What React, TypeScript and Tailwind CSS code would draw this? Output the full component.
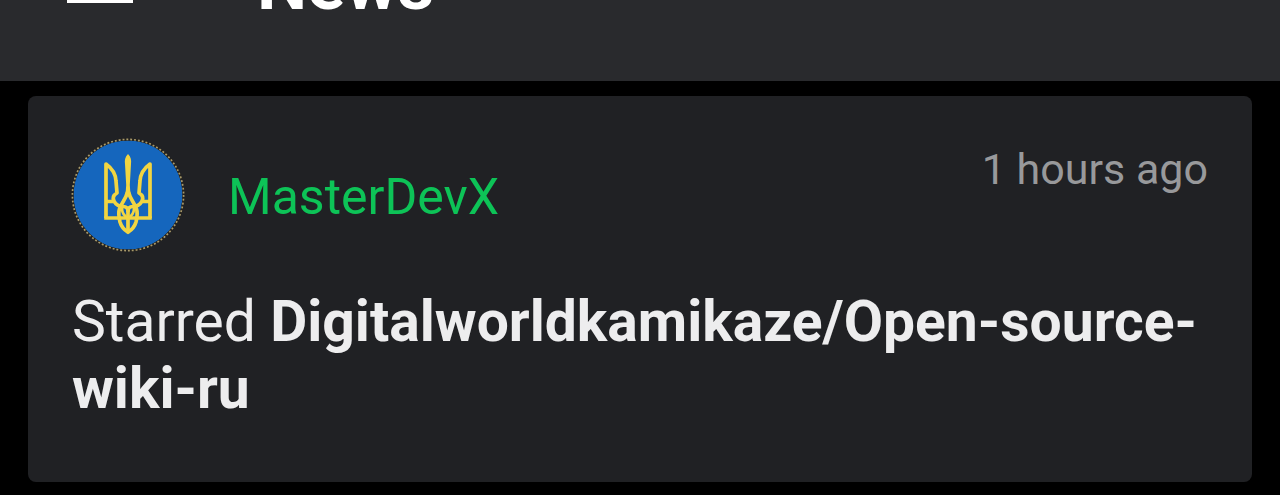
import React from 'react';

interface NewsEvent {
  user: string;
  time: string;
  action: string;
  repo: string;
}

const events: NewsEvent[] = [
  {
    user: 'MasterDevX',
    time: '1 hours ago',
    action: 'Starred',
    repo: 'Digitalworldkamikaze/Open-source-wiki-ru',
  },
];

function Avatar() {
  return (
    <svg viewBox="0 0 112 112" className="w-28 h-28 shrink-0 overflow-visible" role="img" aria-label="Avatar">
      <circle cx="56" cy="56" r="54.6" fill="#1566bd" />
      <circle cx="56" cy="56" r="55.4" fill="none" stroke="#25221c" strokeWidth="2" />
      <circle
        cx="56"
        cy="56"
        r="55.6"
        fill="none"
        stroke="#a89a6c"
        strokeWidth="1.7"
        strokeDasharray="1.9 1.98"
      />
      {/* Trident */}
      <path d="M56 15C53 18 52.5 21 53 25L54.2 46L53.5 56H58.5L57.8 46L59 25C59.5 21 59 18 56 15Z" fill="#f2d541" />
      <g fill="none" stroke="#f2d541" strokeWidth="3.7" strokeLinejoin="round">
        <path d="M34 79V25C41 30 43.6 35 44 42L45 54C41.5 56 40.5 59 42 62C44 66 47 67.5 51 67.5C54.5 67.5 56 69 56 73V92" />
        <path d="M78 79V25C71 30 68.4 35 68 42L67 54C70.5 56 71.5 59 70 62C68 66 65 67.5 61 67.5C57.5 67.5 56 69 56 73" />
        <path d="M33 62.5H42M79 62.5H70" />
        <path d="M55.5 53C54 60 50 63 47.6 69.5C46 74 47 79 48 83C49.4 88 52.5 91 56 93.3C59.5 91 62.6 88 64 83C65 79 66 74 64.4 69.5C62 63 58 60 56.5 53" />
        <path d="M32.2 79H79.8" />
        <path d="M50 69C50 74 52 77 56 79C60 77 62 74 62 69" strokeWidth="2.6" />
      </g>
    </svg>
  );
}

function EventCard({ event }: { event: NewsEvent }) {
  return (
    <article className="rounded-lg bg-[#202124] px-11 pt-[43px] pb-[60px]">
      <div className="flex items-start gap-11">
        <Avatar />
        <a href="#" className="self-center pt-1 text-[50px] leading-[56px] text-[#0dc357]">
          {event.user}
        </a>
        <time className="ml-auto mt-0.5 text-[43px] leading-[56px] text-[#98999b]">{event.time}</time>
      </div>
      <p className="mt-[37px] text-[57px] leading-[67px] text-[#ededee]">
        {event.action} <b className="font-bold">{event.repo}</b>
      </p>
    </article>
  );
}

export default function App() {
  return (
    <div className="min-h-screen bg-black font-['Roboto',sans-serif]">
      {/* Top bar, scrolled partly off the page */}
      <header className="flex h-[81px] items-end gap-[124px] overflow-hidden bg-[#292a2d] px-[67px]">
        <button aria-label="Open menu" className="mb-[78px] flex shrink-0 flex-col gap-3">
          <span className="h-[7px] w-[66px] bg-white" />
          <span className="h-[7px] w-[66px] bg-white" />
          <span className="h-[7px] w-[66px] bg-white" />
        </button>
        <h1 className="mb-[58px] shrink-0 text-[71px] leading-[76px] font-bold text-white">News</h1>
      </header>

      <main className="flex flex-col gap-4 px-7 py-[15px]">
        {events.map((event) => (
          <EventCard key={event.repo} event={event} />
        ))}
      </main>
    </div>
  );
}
=-=-=-=-=
All the lines above are to be given again exactly as they read, with the pictures removed.

What React, TypeScript and Tailwind CSS code would draw this? Output the full component.
import React from 'react';

interface NewsEvent {
  user: string;
  time: string;
  action: string;
  repo: string;
}

const events: NewsEvent[] = [
  {
    user: 'MasterDevX',
    time: '1 hours ago',
    action: 'Starred',
    repo: 'Digitalworldkamikaze/Open-source-wiki-ru',
  },
];

function Avatar() {
  return (
    <svg viewBox="0 0 112 112" className="w-28 h-28 shrink-0 overflow-visible" role="img" aria-label="Avatar">
      <circle cx="56" cy="56" r="54.6" fill="#1566bd" />
      <circle cx="56" cy="56" r="55.4" fill="none" stroke="#25221c" strokeWidth="2" />
      <circle
        cx="56"
        cy="56"
        r="55.6"
        fill="none"
        stroke="#a89a6c"
        strokeWidth="1.7"
        strokeDasharray="1.9 1.98"
      />
      {/* Trident */}
      <path d="M56 15C53 18 52.5 21 53 25L54.2 46L53.5 56H58.5L57.8 46L59 25C59.5 21 59 18 56 15Z" fill="#f2d541" />
      <g fill="none" stroke="#f2d541" strokeWidth="3.7" strokeLinejoin="round">
        <path d="M34 79V25C41 30 43.6 35 44 42L45 54C41.5 56 40.5 59 42 62C44 66 47 67.5 51 67.5C54.5 67.5 56 69 56 73V92" />
        <path d="M78 79V25C71 30 68.4 35 68 42L67 54C70.5 56 71.5 59 70 62C68 66 65 67.5 61 67.5C57.5 67.5 56 69 56 73" />
        <path d="M33 62.5H42M79 62.5H70" />
        <path d="M55.5 53C54 60 50 63 47.6 69.5C46 74 47 79 48 83C49.4 88 52.5 91 56 93.3C59.5 91 62.6 88 64 83C65 79 66 74 64.4 69.5C62 63 58 60 56.5 53" />
        <path d="M32.2 79H79.8" />
        <path d="M50 69C50 74 52 77 56 79C60 77 62 74 62 69" strokeWidth="2.6" />
      </g>
    </svg>
  );
}

function EventCard({ event }: { event: NewsEvent }) {
  return (
    <article className="rounded-lg bg-[#202124] px-11 pt-[43px] pb-[60px]">
      <div className="flex items-start gap-11">
        <Avatar />
        <a href="#" className="self-center pt-1 text-[50px] leading-[56px] text-[#0dc357]">
          {event.user}
        </a>
        <time className="ml-auto mt-0.5 text-[43px] leading-[56px] text-[#98999b]">{event.time}</time>
      </div>
      <p className="mt-[37px] text-[57px] leading-[67px] text-[#ededee]">
        {event.action} <b className="font-bold">{event.repo}</b>
      </p>
    </article>
  );
}

export default function App() {
  return (
    <div className="min-h-screen bg-black font-['Roboto',sans-serif]">
      {/* Top bar, scrolled partly off the page */}
      <header className="flex h-[81px] items-end gap-[124px] overflow-hidden bg-[#292a2d] px-[67px]">
        <button aria-label="Open menu" className="mb-[78px] flex shrink-0 flex-col gap-3">
          <span className="h-[7px] w-[66px] bg-white" />
          <span className="h-[7px] w-[66px] bg-white" />
          <span className="h-[7px] w-[66px] bg-white" />
        </button>
        <h1 className="mb-[58px] shrink-0 text-[71px] leading-[76px] font-bold text-white">News</h1>
      </header>

      <main className="flex flex-col gap-4 px-7 py-[15px]">
        {events.map((event) => (
          <EventCard key={event.repo} event={event} />
        ))}
      </main>
    </div>
  );
}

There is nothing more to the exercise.